▸ **Problem requirements**
Copy every line of the material below word for word.

-- Stored data start --

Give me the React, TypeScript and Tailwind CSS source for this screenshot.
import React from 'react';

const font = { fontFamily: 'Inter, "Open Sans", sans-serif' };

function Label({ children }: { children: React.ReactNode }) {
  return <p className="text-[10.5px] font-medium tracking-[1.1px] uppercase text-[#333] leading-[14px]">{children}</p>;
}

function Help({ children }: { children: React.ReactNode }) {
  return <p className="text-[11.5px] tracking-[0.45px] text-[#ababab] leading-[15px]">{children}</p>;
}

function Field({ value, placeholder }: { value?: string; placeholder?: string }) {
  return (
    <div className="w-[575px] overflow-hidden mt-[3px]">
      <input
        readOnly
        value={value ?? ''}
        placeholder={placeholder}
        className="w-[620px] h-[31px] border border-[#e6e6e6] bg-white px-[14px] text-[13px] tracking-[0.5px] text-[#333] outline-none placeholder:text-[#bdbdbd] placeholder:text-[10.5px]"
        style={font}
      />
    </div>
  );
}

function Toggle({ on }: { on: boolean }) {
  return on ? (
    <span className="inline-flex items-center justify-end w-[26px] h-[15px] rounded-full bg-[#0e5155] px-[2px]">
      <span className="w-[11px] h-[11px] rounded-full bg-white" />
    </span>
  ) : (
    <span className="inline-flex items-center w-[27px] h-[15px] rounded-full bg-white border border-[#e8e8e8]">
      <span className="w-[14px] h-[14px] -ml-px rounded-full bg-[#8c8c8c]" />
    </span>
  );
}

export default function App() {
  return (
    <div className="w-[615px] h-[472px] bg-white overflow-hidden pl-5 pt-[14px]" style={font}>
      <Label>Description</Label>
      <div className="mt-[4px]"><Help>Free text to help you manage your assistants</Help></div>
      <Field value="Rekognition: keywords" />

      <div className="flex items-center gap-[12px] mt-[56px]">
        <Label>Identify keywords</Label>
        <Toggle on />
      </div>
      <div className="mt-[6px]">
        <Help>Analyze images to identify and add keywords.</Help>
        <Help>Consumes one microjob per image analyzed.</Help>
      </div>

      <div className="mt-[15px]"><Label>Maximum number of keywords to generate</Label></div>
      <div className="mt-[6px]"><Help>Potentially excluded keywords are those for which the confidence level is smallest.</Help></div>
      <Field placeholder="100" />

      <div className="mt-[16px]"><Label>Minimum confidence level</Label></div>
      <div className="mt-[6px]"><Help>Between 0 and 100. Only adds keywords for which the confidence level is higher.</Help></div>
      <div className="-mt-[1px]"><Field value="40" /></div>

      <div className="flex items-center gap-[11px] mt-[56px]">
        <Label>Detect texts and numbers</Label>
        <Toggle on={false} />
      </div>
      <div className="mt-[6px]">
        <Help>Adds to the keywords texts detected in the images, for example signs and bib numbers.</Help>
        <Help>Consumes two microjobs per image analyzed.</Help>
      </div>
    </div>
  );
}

-- Stored data end --

▸ **Solution to the problem**
Give me the React, TypeScript and Tailwind CSS source for this screenshot.
import React from 'react';

const font = { fontFamily: 'Inter, "Open Sans", sans-serif' };

function Label({ children }: { children: React.ReactNode }) {
  return <p className="text-[10.5px] font-medium tracking-[1.1px] uppercase text-[#333] leading-[14px]">{children}</p>;
}

function Help({ children }: { children: React.ReactNode }) {
  return <p className="text-[11.5px] tracking-[0.45px] text-[#ababab] leading-[15px]">{children}</p>;
}

function Field({ value, placeholder }: { value?: string; placeholder?: string }) {
  return (
    <div className="w-[575px] overflow-hidden mt-[3px]">
      <input
        readOnly
        value={value ?? ''}
        placeholder={placeholder}
        className="w-[620px] h-[31px] border border-[#e6e6e6] bg-white px-[14px] text-[13px] tracking-[0.5px] text-[#333] outline-none placeholder:text-[#bdbdbd] placeholder:text-[10.5px]"
        style={font}
      />
    </div>
  );
}

function Toggle({ on }: { on: boolean }) {
  return on ? (
    <span className="inline-flex items-center justify-end w-[26px] h-[15px] rounded-full bg-[#0e5155] px-[2px]">
      <span className="w-[11px] h-[11px] rounded-full bg-white" />
    </span>
  ) : (
    <span className="inline-flex items-center w-[27px] h-[15px] rounded-full bg-white border border-[#e8e8e8]">
      <span className="w-[14px] h-[14px] -ml-px rounded-full bg-[#8c8c8c]" />
    </span>
  );
}

export default function App() {
  return (
    <div className="w-[615px] h-[472px] bg-white overflow-hidden pl-5 pt-[14px]" style={font}>
      <Label>Description</Label>
      <div className="mt-[4px]"><Help>Free text to help you manage your assistants</Help></div>
      <Field value="Rekognition: keywords" />

      <div className="flex items-center gap-[12px] mt-[56px]">
        <Label>Identify keywords</Label>
        <Toggle on />
      </div>
      <div className="mt-[6px]">
        <Help>Analyze images to identify and add keywords.</Help>
        <Help>Consumes one microjob per image analyzed.</Help>
      </div>

      <div className="mt-[15px]"><Label>Maximum number of keywords to generate</Label></div>
      <div className="mt-[6px]"><Help>Potentially excluded keywords are those for which the confidence level is smallest.</Help></div>
      <Field placeholder="100" />

      <div className="mt-[16px]"><Label>Minimum confidence level</Label></div>
      <div className="mt-[6px]"><Help>Between 0 and 100. Only adds keywords for which the confidence level is higher.</Help></div>
      <div className="-mt-[1px]"><Field value="40" /></div>

      <div className="flex items-center gap-[11px] mt-[56px]">
        <Label>Detect texts and numbers</Label>
        <Toggle on={false} />
      </div>
      <div className="mt-[6px]">
        <Help>Adds to the keywords texts detected in the images, for example signs and bib numbers.</Help>
        <Help>Consumes two microjobs per image analyzed.</Help>
      </div>
    </div>
  );
}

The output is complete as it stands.